EXPERIENCE PROVES POINT
"I've been telling students for five years now that you never know how your work will affect people, how you might change someone else's life," Maharidge said. "Now I can point to this experience with Bruce and show that it's true." Three weeks ago, Maharidge had no idea any of this would be happening. He was lecturing all day at Stanford and writing all night in a mad dash to finish his fourth book, a study of race relations in California. Maharidge and Williamson shared a Pulitzer Price in 1990 for "And Their Children After Them," which chronicles the descendants of poor sharecroppers in Alabama.
His life was turned upside down by a message on his answering machine days before the annual Bridge School Benefit concert at Shoreline Amphitheatre on Oct. 28. The message was from Springsteen's representative. The Boss wanted to negotiate buying portions of "Journey to Nowhere." When Maharidge talked to Springsteen, he declined to sell. "You can't copyright inspiration, and the book inspired him," Maharidge said. "I'm flattered that it had that impact on him. That alone was enough of a thrill to me. If he wanted to take the words from the book verbatim and slap them into his songs, I would have said, 'Fine.'"
A few days later, Springsteen asked Maharidge and Williamson -- who now works at the Washington Post but who happened to be in the area -- to meet him backstage after he performed at the Bridge concert. The pair heard Springsteen perform two of the songs from the upcoming album before they actually met him. "They're haunting. They're dark. They're songs you just can't get out of your head," Maharidge said. Springsteen finished the songs, walked off stage and, with scarcely a word of greeting, grabbed both of the men into a bear hug.
During a long conversation over beers in the performer's dressing room afterward, the trio discussed "Journey to Nowhere" and talked about how to get it back into bookstores. "He said he laid in bed all night, reading it, and the songs just flew out," Maharidge said. "He told us he wanted to do what he could to get the book back in print." Maharidge suggested Springsteen write an introduction for a new edition so that his name could go on the cover, too, and perhaps persuade people to pick it up. Springsteen agreed immediately. Within days, Maharidge's book agent had sold the rights to a second edition. If Maharidge can write an 8,000-word epilogue by the first week in December, the new book will be on the shelves by February. Already, Maharidge has learned that things have changed Out There, as he calls life on the streets. "Things have changed, all right," he said. "They've gotten worse. And we have to bring that home to people."

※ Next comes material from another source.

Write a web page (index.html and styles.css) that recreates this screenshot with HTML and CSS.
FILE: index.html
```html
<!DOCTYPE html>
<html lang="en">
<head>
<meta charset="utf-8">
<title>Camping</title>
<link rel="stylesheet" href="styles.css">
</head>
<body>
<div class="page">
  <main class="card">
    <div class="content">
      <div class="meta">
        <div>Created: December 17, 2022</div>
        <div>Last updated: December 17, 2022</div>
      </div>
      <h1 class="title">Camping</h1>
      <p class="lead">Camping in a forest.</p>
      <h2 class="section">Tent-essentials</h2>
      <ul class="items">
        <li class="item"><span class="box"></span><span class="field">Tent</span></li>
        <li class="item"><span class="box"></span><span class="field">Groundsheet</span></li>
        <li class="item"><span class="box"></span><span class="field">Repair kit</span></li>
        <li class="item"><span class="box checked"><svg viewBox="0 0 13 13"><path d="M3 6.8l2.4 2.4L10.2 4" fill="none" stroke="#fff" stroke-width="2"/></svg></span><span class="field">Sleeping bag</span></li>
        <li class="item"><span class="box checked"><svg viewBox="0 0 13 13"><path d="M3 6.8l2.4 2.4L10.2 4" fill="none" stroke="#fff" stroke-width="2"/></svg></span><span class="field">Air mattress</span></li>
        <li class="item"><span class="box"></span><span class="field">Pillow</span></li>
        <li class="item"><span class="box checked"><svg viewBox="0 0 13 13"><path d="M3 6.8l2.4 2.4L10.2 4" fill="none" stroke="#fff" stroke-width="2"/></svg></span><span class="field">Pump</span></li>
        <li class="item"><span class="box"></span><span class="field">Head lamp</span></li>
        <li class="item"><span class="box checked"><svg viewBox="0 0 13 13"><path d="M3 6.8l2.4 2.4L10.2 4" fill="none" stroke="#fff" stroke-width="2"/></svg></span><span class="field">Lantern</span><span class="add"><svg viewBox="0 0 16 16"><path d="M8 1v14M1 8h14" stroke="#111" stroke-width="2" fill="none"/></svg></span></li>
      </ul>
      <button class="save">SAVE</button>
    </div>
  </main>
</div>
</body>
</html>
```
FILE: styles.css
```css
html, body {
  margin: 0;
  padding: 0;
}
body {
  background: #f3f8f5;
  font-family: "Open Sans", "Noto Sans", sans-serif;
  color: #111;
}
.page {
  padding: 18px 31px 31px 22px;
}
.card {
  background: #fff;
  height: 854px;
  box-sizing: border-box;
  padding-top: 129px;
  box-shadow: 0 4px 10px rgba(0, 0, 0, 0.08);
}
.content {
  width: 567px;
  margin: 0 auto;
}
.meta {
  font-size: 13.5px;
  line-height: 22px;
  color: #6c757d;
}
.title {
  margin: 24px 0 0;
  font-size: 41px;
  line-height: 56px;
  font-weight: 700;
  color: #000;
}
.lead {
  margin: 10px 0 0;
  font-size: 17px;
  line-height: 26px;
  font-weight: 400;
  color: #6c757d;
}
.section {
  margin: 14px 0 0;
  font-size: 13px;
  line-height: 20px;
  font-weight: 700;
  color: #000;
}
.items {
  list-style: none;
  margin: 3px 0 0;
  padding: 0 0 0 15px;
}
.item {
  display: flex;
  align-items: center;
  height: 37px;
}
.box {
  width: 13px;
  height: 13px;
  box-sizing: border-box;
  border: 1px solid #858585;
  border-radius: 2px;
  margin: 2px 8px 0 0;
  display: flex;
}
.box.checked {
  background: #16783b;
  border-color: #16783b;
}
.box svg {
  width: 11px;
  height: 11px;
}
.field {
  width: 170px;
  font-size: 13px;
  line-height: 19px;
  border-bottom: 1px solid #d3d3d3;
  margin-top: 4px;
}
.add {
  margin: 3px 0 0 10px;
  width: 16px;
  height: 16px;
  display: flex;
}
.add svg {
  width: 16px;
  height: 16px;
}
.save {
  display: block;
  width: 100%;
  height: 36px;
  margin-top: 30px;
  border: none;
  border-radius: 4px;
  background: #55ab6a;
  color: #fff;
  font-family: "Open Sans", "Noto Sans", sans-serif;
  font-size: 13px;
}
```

The first edition of the book began with a brief history of the steel industry in Youngstown. All four of the city's steel mills closed in the early 1980s. The plants were being torn down when Maharidge and Williamson arrived, and the 60,000 workers whose families relied on them were just beginning to come to grips with unemployment and homelessness. Now, massive new buildings are rising where the mills once stood. They are prisons. "You can bet I'll be looking to see if some of the people who once worked in those mills end up living in those prisons," Maharidge said. He has confirmed the deaths of several of the people whose journeys to nowhere were chronicled in the book. Others simply have disappeared.
IDENTIFIES WITH PLIGHT
A native of Cleveland who began working in factories when he was 14, Maharidge identifies with their plight more than he would like to. "Seeing people just like I grew up with going through this is depressing in the most major way," he said. "A childhood friend of mine told me, with tears streaming down his face, 'Dale, these people you write about -- they're me.'
"In the '30s, Steinbeck said, 'Look, America!' and people reacted. They found ways to help," Maharidge said. "Today, far more people are hurting and no one wants to know." But bringing those tales of poverty into the mainstream, as part of popular culture, might force people to pay attention. Sprinsteen is one of the few musicians who might be able to pull it off, Maharidge said. "It's like a big steel door," he said. "If you push it open an inch, you have to count that as success."